According to a recent survey, 83.3% of our members and subscribers are either involved with derivatives (calls and puts) or would like to be. Accordingly, we will deal with the subject on a regular basis, usually on Mondays.
Properly carried out, derivatives can be a source of added income in a portfolio. Buffett himself uses them in a major way.
On Tuesday, June 1 (Monday, May 31 was a holiday) in our “fun” portfolio, Rosi and I sold 15 contracts of Novavax (NVAX) expiry date June 11, strike price of $150 (C 11JUN21 150). Our purchase price was $US145.40 per share.

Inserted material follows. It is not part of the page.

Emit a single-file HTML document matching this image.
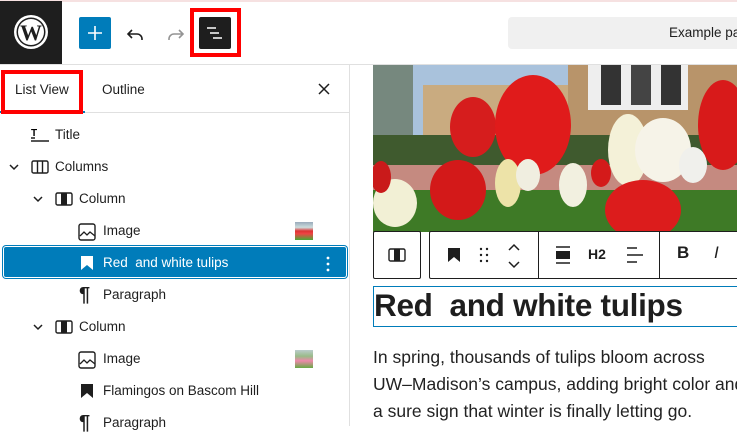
<!DOCTYPE html>
<html><head><meta charset="utf-8"><style>
*{box-sizing:border-box;margin:0;padding:0}
body{width:737px;height:426px;overflow:hidden;background:#fff;font-family:"Liberation Sans",sans-serif;color:#1e1e1e;position:relative}
.abs{position:absolute}
.row{position:absolute;left:0;width:349px;height:32px;font-size:13.5px;line-height:32px}
.row svg{position:absolute;top:8px}
.row span{position:absolute}
</style></head><body>
<div class="abs" style="left:0;top:0;width:737px;height:2px;background:#f6e1e1"></div>
<div class="abs" style="left:0;top:1px;width:62px;height:63px;background:#1e1e1e"></div>
<svg class="abs" style="left:12px;top:13px" width="38" height="38" viewBox="0 0 38 38"><circle cx="19" cy="19" r="17" fill="#fff"/><circle cx="19" cy="19" r="14.5" fill="#1e1e1e"/><circle cx="19" cy="19" r="13" fill="#fff"/><text x="19" y="27" text-anchor="middle" font-family="Liberation Serif" font-weight="bold" font-size="22" fill="#1e1e1e">W</text></svg>
<div class="abs" style="left:0;top:64px;width:737px;height:1px;background:#e0e0e0"></div>
<div class="abs" style="left:79px;top:17px;width:32px;height:32px;background:#007cba;border-radius:2px"></div>
<svg class="abs" style="left:79px;top:17px" width="32" height="32"><path d="M16 9v14M9 16h14" stroke="#fff" stroke-width="1.6"/></svg>
<svg class="abs" style="left:124px;top:22px" width="24" height="24"><path d="M8 8l-4 4 4 4M4 12h9a5 5 0 0 1 5 5v1" fill="none" stroke="#1e1e1e" stroke-width="1.6"/></svg>
<svg class="abs" style="left:163px;top:22px" width="24" height="24"><path d="M16 8l4 4-4 4M20 12h-9a5 5 0 0 0-5 5v1" fill="none" stroke="#949494" stroke-width="1.6"/></svg>
<div class="abs" style="left:190px;top:8px;width:51px;height:49px;border:4px solid #f00"></div>
<div class="abs" style="left:199px;top:17px;width:32px;height:32px;background:#1e1e1e;border-radius:2px"></div>
<svg class="abs" style="left:199px;top:17px" width="32" height="32"><path d="M8 11h9M11 16h9M14 21h9" stroke="#fff" stroke-width="1.5"/></svg>
<div class="abs" style="left:508px;top:17px;width:240px;height:32px;background:#f0f0f0;border-radius:4px;font-size:13.5px;line-height:32px;padding-left:161px;white-space:nowrap">Example page</div>
<div class="abs" style="left:349px;top:65px;width:1px;height:361px;background:#e0e0e0"></div>
<div class="abs" style="left:0;top:112px;width:349px;height:1px;background:#e0e0e0"></div>
<div class="abs" style="left:0;top:111px;width:85px;height:2px;background:#007cba"></div>
<div class="abs" style="left:1px;top:70px;width:82px;height:44px;border:4px solid #f00"></div>
<div class="abs" style="left:15px;top:82px;font-size:13.5px">List View</div>
<div class="abs" style="left:102px;top:82px;font-size:13.5px">Outline</div>
<svg class="abs" style="left:317px;top:82px" width="14" height="14"><path d="M2 2l10 10M12 2L2 12" stroke="#1e1e1e" stroke-width="1.5"/></svg>

<div class="row" style="top:119px"><svg style="left:30px" width="20" height="16"><text x="1" y="9" font-size="10" font-weight="bold" font-family="Liberation Sans">T</text><path d="M1 11h4M1 14h18" stroke="#1e1e1e" stroke-width="1.4"/></svg><span style="left:55px">Title</span></div>
<div class="row" style="top:151px"><svg style="left:8px" width="12" height="16"><path d="M2 6l4 4 4-4" fill="none" stroke="#1e1e1e" stroke-width="1.5"/></svg><svg style="left:31px" width="18" height="16"><rect x="1" y="2" width="16" height="12" rx="1.5" fill="none" stroke="#1e1e1e" stroke-width="1.4"/><path d="M6.5 2v12M11.5 2v12" stroke="#1e1e1e" stroke-width="1.4"/></svg><span style="left:55px">Columns</span></div>
<div class="row" style="top:183px"><svg style="left:32px" width="12" height="16"><path d="M2 6l4 4 4-4" fill="none" stroke="#1e1e1e" stroke-width="1.5"/></svg><svg style="left:55px" width="18" height="16"><rect x="1" y="2" width="16" height="12" rx="1.5" fill="none" stroke="#1e1e1e" stroke-width="1.4"/><rect x="6" y="2" width="6" height="12" fill="#1e1e1e"/></svg><span style="left:79px">Column</span></div>
<div class="row" style="top:215px"><svg style="left:78px" width="18" height="18"><rect x="1" y="1" width="16" height="16" rx="2" fill="none" stroke="#1e1e1e" stroke-width="1.4"/><path d="M2 13l4-4 3 3 3-3 5 4" fill="none" stroke="#1e1e1e" stroke-width="1.3"/></svg><span style="left:103px">Image</span><div class="abs" style="left:295px;top:7px;width:18px;height:18px;background:linear-gradient(#9ab 0,#cdd 30%,#d33 50%,#e44 65%,#4a3 100%)"></div></div>
<div class="abs" style="left:3px;top:246px;width:344px;height:32px;background:#007cba;border-radius:3px;box-shadow:0 0 0 1px #fff inset,0 0 0 1px #007cba"></div>
<div class="row" style="top:247px;color:#fff"><svg style="left:80px" width="14" height="16"><path d="M1 1h12v14l-6-5-6 5z" fill="#fff"/></svg><span style="left:103px">Red&nbsp; and white tulips</span><svg style="left:326px;top:9px" width="4" height="16"><circle cx="2" cy="2" r="1.4" fill="#fff"/><circle cx="2" cy="8" r="1.4" fill="#fff"/><circle cx="2" cy="14" r="1.4" fill="#fff"/></svg></div>
<div class="row" style="top:279px"><span style="left:79px;font-size:20px;font-weight:bold">¶</span><span style="left:103px">Paragraph</span></div>
<div class="row" style="top:311px"><svg style="left:32px" width="12" height="16"><path d="M2 6l4 4 4-4" fill="none" stroke="#1e1e1e" stroke-width="1.5"/></svg><svg style="left:55px" width="18" height="16"><rect x="1" y="2" width="16" height="12" rx="1.5" fill="none" stroke="#1e1e1e" stroke-width="1.4"/><rect x="6" y="2" width="6" height="12" fill="#1e1e1e"/></svg><span style="left:79px">Column</span></div>
<div class="row" style="top:343px"><svg style="left:78px" width="18" height="18"><rect x="1" y="1" width="16" height="16" rx="2" fill="none" stroke="#1e1e1e" stroke-width="1.4"/><path d="M2 13l4-4 3 3 3-3 5 4" fill="none" stroke="#1e1e1e" stroke-width="1.3"/></svg><span style="left:103px">Image</span><div class="abs" style="left:295px;top:7px;width:18px;height:18px;background:linear-gradient(#bcc 0,#9b8 35%,#e8a 60%,#6a4 100%)"></div></div>
<div class="row" style="top:375px"><svg style="left:80px" width="14" height="16"><path d="M1 1h12v14l-6-5-6 5z" fill="#1e1e1e"/></svg><span style="left:103px">Flamingos on Bascom Hill</span></div>
<div class="row" style="top:407px"><span style="left:79px;font-size:20px;font-weight:bold">¶</span><span style="left:103px">Paragraph</span></div>

<svg class="abs" style="left:373px;top:65px" width="364" height="167" viewBox="0 0 364 167">
<rect width="364" height="167" fill="#a9c2dc"/>
<rect x="50" y="20" width="314" height="80" fill="#c9ab80"/>
<rect x="195" y="0" width="169" height="100" fill="#b8946a"/>
<rect x="215" y="0" width="100" height="45" fill="#eee"/>
<rect x="228" y="0" width="20" height="40" fill="#333"/><rect x="258" y="0" width="20" height="40" fill="#444"/><rect x="288" y="0" width="20" height="40" fill="#333"/>
<rect x="0" y="0" width="40" height="90" fill="#55603f" opacity=".6"/>
<rect x="0" y="70" width="364" height="35" fill="#3f5a2e"/>
<rect x="0" y="100" width="364" height="67" fill="#c58a80"/>
<rect x="0" y="125" width="364" height="42" fill="#3e7a26"/>
<ellipse cx="100" cy="62" rx="23" ry="30" fill="#d61d1d"/>
<ellipse cx="160" cy="60" rx="38" ry="50" fill="#e01b1b"/>
<ellipse cx="255" cy="85" rx="20" ry="36" fill="#f4f1d8"/>
<ellipse cx="290" cy="85" rx="28" ry="32" fill="#f6f3e8"/>
<ellipse cx="350" cy="60" rx="25" ry="45" fill="#d81a1a"/>
<ellipse cx="85" cy="125" rx="28" ry="30" fill="#d31919"/>
<ellipse cx="270" cy="145" rx="38" ry="30" fill="#dc1c1c"/>
<ellipse cx="22" cy="138" rx="22" ry="24" fill="#f2f0d5"/>
<ellipse cx="8" cy="112" rx="10" ry="16" fill="#c91a1a"/>
<ellipse cx="135" cy="118" rx="13" ry="24" fill="#ede3a8"/>
<ellipse cx="200" cy="120" rx="14" ry="22" fill="#f2f0e0"/>
<ellipse cx="320" cy="100" rx="14" ry="18" fill="#f0f0ec"/>
<ellipse cx="228" cy="108" rx="10" ry="14" fill="#d41a1a"/>
<ellipse cx="155" cy="110" rx="12" ry="16" fill="#f0eee0"/>
</svg>
<div class="abs" style="left:373px;top:231px;width:48px;height:48px;background:#fff;border:1px solid #1e1e1e;border-radius:2px"></div>
<svg class="abs" style="left:388px;top:247px" width="18" height="16"><rect x="1" y="2" width="16" height="12" rx="1.5" fill="none" stroke="#1e1e1e" stroke-width="1.4"/><rect x="6" y="2" width="6" height="12" fill="#1e1e1e"/></svg>
<div class="abs" style="left:429px;top:231px;width:320px;height:48px;background:#fff;border:1px solid #1e1e1e;border-radius:2px"></div>
<div class="abs" style="left:538px;top:231px;width:1px;height:48px;background:#1e1e1e"></div>
<div class="abs" style="left:659px;top:231px;width:1px;height:48px;background:#1e1e1e"></div>
<svg class="abs" style="left:447px;top:247px" width="14" height="16"><path d="M1 1h12v14l-6-5-6 5z" fill="#1e1e1e"/></svg>
<svg class="abs" style="left:479px;top:246px" width="10" height="18"><g fill="#1e1e1e"><circle cx="2" cy="3" r="1.2"/><circle cx="8" cy="3" r="1.2"/><circle cx="2" cy="9" r="1.2"/><circle cx="8" cy="9" r="1.2"/><circle cx="2" cy="15" r="1.2"/><circle cx="8" cy="15" r="1.2"/></g></svg>
<svg class="abs" style="left:506px;top:242px" width="16" height="28"><path d="M3 8l5-5 5 5M3 20l5 5 5-5" fill="none" stroke="#1e1e1e" stroke-width="1.5"/></svg>
<svg class="abs" style="left:554px;top:245px" width="18" height="20"><path d="M2 2h14M2 18h14" stroke="#1e1e1e" stroke-width="1.5"/><rect x="2" y="6" width="14" height="8" fill="#1e1e1e"/></svg>
<div class="abs" style="left:588px;top:246px;font-size:14px;font-weight:bold">H2</div>
<svg class="abs" style="left:625px;top:245px" width="20" height="20"><path d="M2 3h10M2 10h16M2 17h10" stroke="#1e1e1e" stroke-width="1.5"/></svg>
<div class="abs" style="left:677px;top:243px;font-size:17px;font-weight:bold">B</div>
<div class="abs" style="left:714px;top:243px;font-size:17px;font-style:italic">I</div>
<div class="abs" style="left:373px;top:286px;width:380px;height:41px;border:1px solid #007cba"></div>
<div class="abs" style="left:374px;top:287px;font-size:31.5px;font-weight:bold;letter-spacing:-0.3px;white-space:nowrap">Red&nbsp; and white tulips</div>
<div class="abs" style="left:373px;top:344px;font-size:17.5px;line-height:27px;white-space:nowrap;color:#222">In spring, thousands of tulips bloom across<br>UW–Madison’s campus, adding bright color and<br>a sure sign that winter is finally letting go.</div>
</body></html>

We made $US10,320.00 on the deal, still allowing $US5,550 for growth if there was to be any.
Growth there was — NVAX closed at $US209.68 last Friday, June 11!
So yes, we made $US15,870.00 ($US10,320.00 plus $US5,550.00) on this transaction but…
…had we held NVAX we would have made $US96,420.00 ($US209.68 minus $US145.40 multiplied by 1,500)!
Does that hurt?
Well, it should not. I needed two weeks in dental practice to net $US15,870.00.
Two points here–
- There will always be better investments and than the one we just made.
- If we had to do it over again, we frequently would have done things differently.
To stay in the game, we now need to buy NVAX at the significantly higher price of $US209.68 per share.
Does that hurt?
Investors writing covered calls generally do not like to be assigned. But if the compound annual growth rate (CAGR) is good, we should be happy to put in more money, should we not?